• What to work on: Pull out each line of the records holding the string "React".
--- start of Source records ---
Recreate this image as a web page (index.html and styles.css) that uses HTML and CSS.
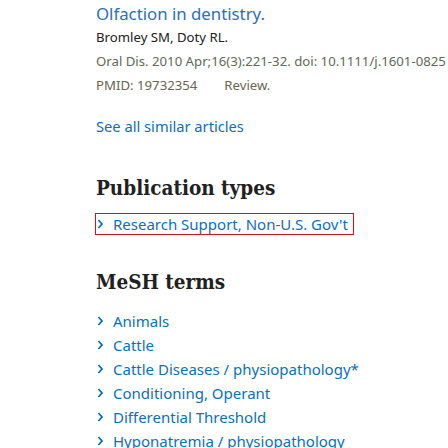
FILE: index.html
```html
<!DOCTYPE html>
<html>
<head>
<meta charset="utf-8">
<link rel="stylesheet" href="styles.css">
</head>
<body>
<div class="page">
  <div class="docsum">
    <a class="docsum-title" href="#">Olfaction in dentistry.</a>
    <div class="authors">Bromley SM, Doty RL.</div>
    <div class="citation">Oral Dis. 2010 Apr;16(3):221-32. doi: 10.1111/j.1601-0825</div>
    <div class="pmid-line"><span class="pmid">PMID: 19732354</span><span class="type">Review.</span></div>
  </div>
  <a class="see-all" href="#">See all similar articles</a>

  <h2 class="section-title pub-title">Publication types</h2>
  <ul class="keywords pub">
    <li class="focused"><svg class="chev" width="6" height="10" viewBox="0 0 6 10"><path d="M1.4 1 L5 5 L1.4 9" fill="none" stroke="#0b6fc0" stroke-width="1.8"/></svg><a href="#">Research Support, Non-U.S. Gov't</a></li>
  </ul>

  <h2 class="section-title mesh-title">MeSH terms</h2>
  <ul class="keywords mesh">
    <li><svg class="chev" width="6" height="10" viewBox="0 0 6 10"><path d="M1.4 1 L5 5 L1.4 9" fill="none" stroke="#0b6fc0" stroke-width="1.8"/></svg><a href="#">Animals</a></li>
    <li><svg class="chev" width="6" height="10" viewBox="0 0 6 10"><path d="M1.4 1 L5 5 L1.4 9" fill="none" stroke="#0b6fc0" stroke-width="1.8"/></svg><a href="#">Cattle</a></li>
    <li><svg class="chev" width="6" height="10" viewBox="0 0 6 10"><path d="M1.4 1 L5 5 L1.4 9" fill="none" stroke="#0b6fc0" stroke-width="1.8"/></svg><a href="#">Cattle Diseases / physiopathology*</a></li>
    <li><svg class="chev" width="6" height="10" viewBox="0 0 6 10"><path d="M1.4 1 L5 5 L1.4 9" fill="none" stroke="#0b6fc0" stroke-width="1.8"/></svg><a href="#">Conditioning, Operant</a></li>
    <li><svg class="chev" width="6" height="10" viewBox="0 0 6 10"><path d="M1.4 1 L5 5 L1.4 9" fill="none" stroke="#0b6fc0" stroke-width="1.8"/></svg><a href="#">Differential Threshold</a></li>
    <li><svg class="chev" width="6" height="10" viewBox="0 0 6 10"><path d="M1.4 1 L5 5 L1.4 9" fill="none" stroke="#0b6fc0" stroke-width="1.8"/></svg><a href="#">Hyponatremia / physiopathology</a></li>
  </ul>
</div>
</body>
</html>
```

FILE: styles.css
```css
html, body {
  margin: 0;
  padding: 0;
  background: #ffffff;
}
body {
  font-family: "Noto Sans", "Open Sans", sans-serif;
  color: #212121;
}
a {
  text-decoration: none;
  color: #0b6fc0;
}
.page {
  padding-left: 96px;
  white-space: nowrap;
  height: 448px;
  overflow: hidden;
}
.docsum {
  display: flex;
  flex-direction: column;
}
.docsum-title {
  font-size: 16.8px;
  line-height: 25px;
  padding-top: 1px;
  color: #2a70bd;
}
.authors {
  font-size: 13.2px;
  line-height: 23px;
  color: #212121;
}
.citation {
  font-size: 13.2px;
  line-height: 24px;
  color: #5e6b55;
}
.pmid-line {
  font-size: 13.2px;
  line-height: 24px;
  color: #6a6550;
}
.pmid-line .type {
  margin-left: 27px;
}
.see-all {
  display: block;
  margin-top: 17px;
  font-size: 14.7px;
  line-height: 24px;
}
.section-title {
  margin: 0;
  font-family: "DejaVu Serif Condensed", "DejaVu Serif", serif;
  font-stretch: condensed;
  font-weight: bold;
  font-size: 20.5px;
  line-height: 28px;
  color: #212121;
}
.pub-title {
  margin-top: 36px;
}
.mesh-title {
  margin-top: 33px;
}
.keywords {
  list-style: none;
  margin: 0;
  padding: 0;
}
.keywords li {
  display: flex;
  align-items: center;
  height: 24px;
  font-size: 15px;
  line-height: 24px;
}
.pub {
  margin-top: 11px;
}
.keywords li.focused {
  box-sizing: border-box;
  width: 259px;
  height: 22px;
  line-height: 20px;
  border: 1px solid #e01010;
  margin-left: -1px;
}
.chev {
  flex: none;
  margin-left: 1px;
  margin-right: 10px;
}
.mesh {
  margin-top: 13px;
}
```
--- end of Source records ---
--- start of Source records ---
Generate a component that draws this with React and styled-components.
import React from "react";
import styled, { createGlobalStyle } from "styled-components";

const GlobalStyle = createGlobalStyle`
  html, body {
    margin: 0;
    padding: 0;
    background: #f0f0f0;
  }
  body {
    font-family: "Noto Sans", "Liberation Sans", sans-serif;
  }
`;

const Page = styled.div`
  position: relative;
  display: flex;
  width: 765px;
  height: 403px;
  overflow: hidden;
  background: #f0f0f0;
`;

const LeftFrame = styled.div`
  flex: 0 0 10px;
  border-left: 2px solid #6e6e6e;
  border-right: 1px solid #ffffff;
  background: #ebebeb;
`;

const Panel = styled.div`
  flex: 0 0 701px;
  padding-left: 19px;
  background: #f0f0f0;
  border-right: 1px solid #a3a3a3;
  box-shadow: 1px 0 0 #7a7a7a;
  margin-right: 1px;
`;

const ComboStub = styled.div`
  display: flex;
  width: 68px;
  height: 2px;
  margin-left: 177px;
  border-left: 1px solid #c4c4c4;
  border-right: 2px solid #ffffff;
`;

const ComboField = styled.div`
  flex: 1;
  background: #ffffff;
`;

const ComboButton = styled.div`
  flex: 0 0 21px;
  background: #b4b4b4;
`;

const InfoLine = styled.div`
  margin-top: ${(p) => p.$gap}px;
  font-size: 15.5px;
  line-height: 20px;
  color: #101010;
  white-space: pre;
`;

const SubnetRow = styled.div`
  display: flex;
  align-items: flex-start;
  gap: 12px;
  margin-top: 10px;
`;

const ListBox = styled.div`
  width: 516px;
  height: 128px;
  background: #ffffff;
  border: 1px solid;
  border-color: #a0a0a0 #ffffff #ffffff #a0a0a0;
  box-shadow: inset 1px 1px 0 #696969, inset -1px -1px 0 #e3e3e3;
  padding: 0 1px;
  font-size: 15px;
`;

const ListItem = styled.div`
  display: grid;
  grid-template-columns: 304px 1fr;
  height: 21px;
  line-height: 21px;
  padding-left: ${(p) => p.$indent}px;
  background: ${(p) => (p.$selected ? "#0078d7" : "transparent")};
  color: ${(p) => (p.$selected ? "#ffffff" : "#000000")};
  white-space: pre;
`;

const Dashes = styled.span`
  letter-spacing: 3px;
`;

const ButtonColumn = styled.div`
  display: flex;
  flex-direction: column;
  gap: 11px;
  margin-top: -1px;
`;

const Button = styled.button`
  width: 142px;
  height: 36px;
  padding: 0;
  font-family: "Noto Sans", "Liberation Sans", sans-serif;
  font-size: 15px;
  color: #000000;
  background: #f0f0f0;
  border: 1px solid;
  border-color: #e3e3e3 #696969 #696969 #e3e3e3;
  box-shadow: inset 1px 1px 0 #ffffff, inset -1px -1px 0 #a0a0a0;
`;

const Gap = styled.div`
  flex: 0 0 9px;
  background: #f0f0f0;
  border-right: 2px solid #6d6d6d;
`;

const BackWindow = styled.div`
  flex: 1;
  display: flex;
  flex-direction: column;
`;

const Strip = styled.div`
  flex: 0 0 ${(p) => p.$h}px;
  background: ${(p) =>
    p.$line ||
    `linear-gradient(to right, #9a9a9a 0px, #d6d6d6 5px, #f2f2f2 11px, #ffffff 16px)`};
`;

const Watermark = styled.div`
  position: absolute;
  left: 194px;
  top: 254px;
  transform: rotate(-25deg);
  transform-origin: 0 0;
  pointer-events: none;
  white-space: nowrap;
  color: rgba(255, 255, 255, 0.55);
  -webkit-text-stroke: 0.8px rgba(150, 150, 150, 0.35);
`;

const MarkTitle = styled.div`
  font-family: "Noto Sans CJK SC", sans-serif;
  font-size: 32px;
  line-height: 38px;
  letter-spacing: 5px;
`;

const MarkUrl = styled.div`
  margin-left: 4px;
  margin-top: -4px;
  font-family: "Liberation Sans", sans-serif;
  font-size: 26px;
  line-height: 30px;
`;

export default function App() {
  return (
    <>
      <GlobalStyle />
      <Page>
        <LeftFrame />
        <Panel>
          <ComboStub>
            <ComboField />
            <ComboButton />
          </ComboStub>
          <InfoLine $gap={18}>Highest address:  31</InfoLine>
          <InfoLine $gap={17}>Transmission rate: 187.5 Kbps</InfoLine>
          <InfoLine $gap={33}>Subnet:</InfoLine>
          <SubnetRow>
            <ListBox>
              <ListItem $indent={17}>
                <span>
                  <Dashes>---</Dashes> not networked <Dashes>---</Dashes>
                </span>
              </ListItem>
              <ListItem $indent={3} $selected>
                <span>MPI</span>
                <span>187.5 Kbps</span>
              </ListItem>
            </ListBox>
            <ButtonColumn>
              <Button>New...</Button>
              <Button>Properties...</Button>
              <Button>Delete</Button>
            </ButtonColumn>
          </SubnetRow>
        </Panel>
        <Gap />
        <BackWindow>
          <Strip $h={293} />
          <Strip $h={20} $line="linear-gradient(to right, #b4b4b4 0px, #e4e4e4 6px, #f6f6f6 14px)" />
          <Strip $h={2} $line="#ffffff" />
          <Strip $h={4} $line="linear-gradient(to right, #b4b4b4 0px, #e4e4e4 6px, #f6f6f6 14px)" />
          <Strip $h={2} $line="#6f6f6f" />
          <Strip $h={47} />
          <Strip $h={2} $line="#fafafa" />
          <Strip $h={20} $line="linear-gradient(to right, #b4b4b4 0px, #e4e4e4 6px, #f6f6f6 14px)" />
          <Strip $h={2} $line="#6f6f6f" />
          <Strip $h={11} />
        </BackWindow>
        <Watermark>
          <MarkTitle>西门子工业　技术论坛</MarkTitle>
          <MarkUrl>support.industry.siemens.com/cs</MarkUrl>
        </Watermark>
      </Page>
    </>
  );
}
--- end of Source records ---
• Finished task:
Generate a component that draws this with React and styled-components.
import React from "react";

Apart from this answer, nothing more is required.